Phenylenediamine-formaldehyde chemistry derived N-doped hollow carbon spheres for high-energy-density supercapacitors

Benefiting from the ultrahigh surface area (2044 m2/g), suitable pore size and moderate N-doping, the N-doped hollow carbon spheres (NHCSs) demonstrate a high specific capacitance of 234 F/g in ionic liquid electrolyte (EMIBF4). The NHCSs-based symmetric supercapacitor achieves an ultrahigh energy density of 114.8 Wh/kg (based on the mass of active material). [Display omitted] Porous carbon spheres represent an ideal family of electrode materials for supercapacitors because of the high surface area, ideal conductivity, negligible aggregation, and ability to achieve space efficient packing. However, the development of new synthetic methods towards porous carbon spheres still remains a great challenge.

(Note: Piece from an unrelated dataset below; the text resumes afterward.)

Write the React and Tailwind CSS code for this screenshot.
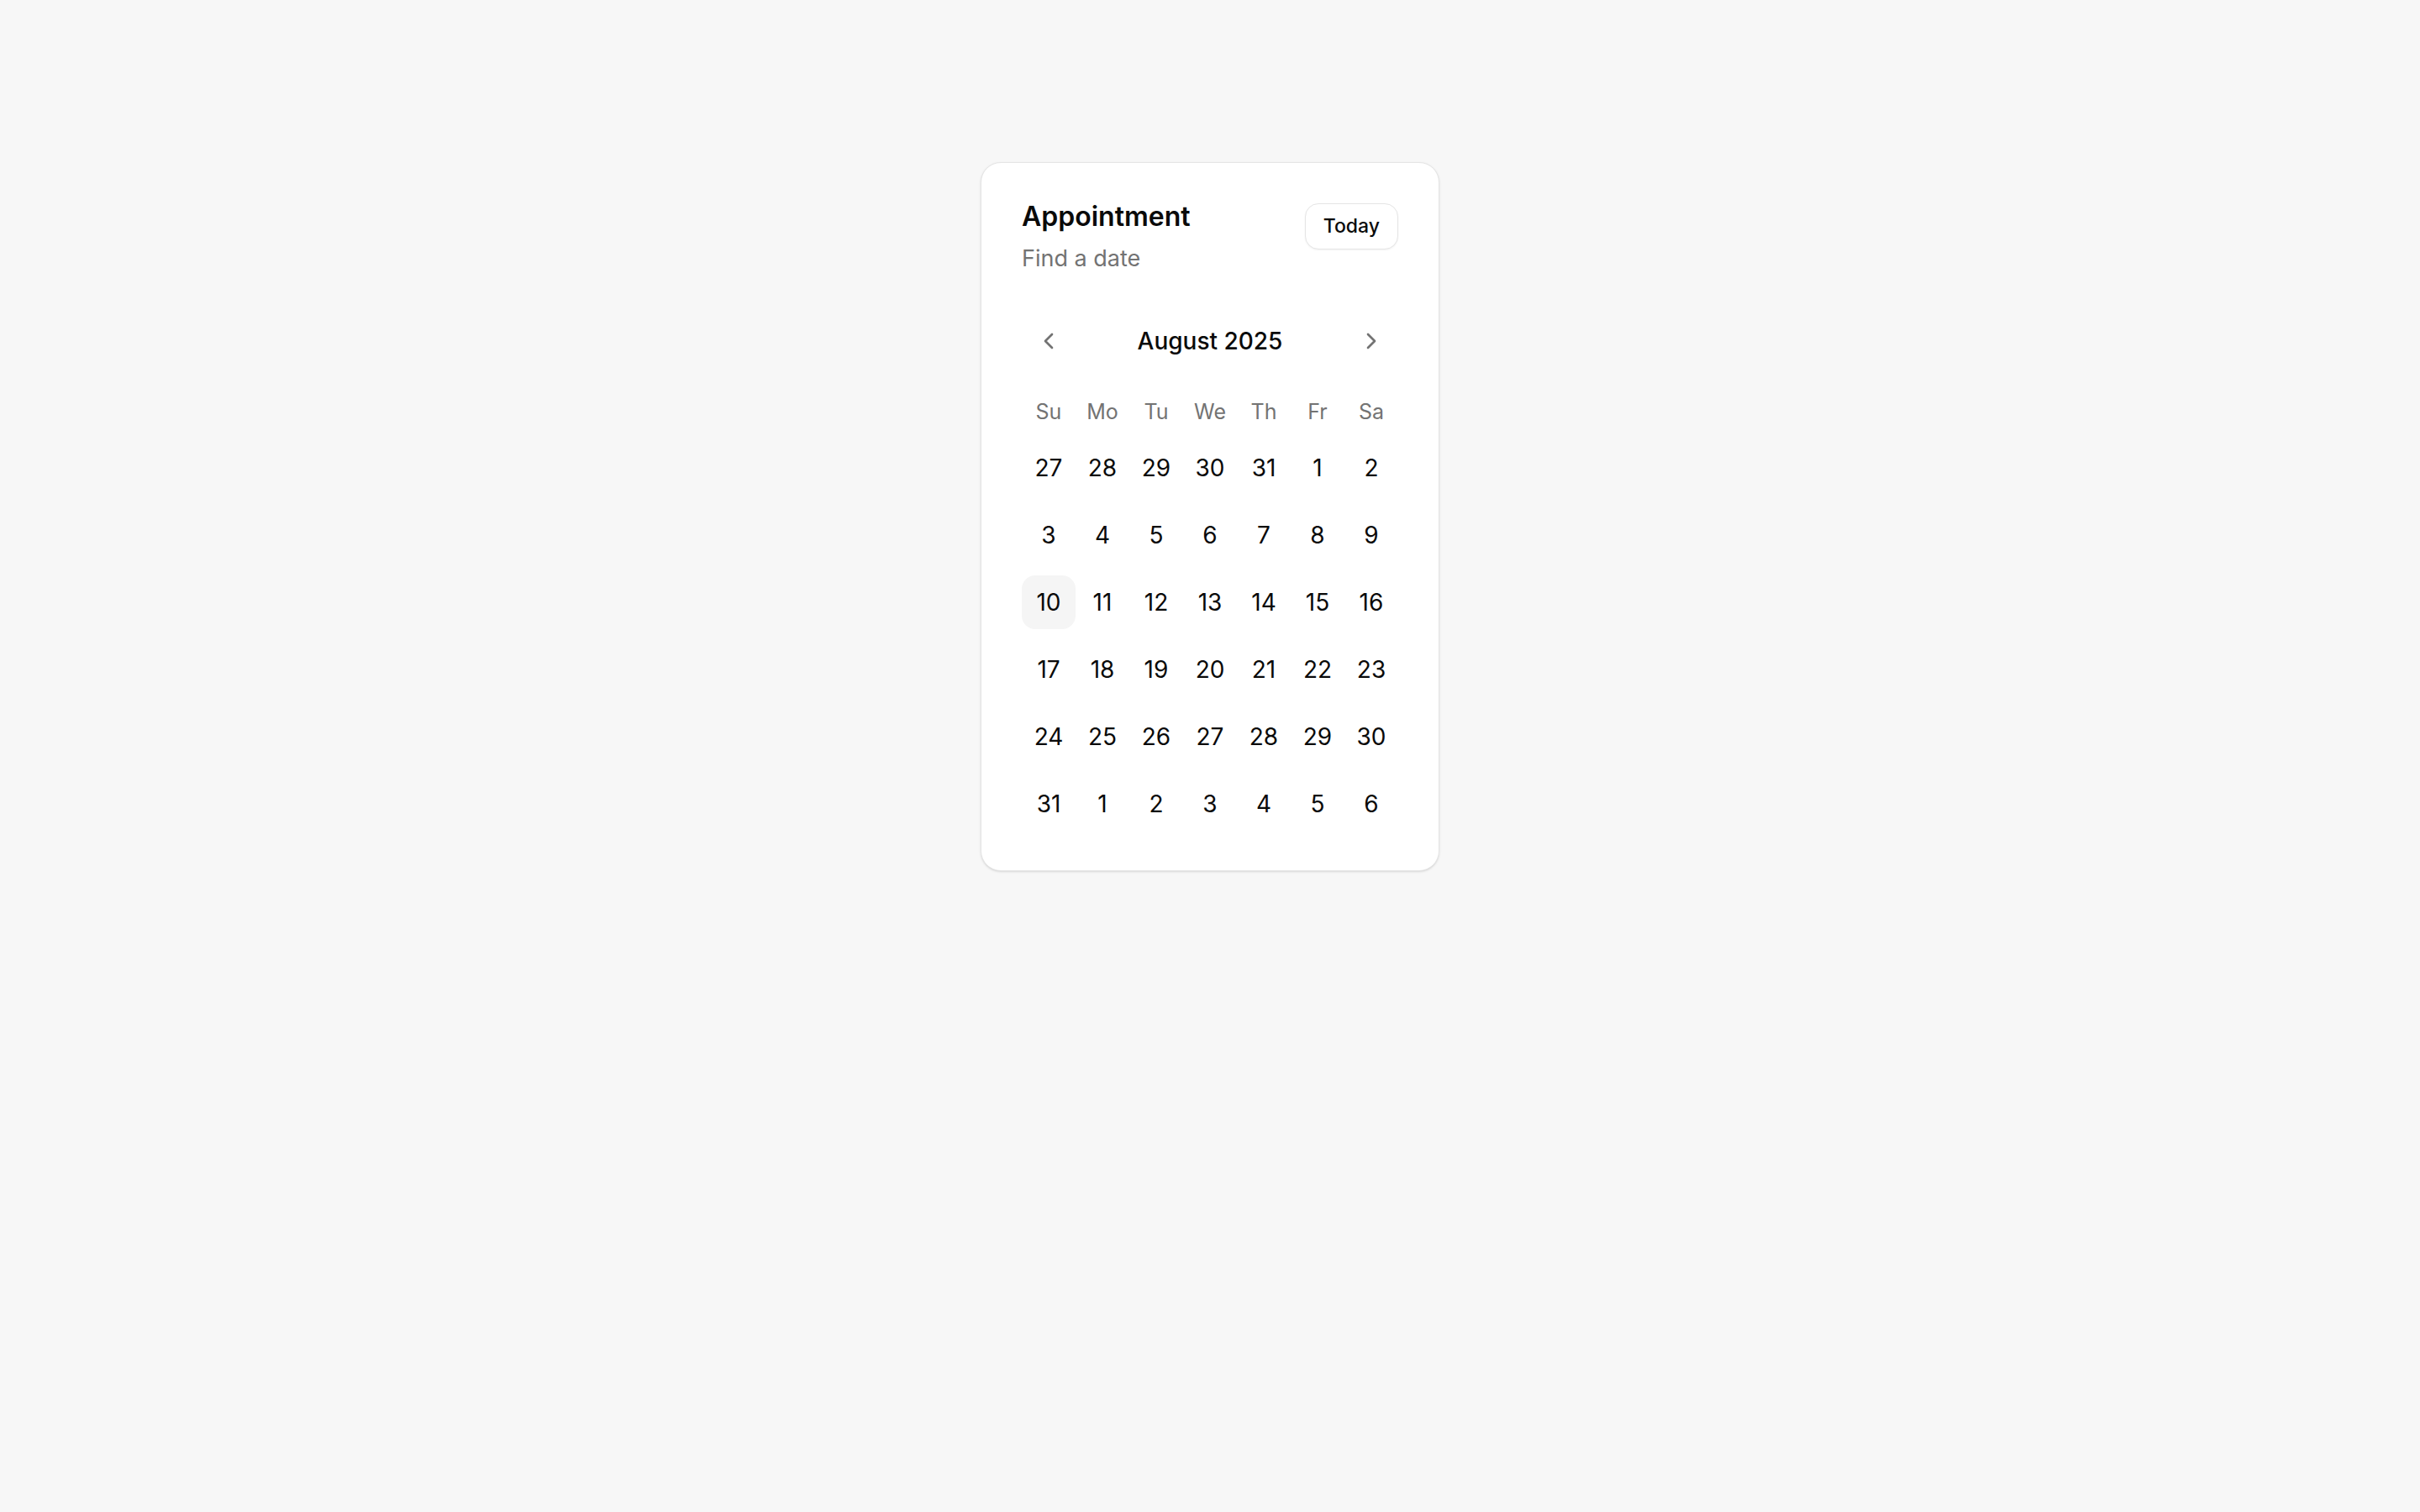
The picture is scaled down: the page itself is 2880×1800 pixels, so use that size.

Herein, N-doped hollow carbon spheres with an ultrahigh surface area of 2044 m2/g have been designed based on the phenylenediamine-formaldehyde chemistry. When applied in symmetric supercapacitors with ionic electrolyte (EMIBF4), the obtained N-doped hollow carbon spheres demonstrate a high capacitance of 234 F/g, affording an ultrahigh energy density of 114.8 Wh/kg. Excellent cycling stability has also been achieved. The impressive capacitive performances make the phenylenediamine-formaldehyde resin derived N-doped carbon a promising candidate electrode material for supercapacitors.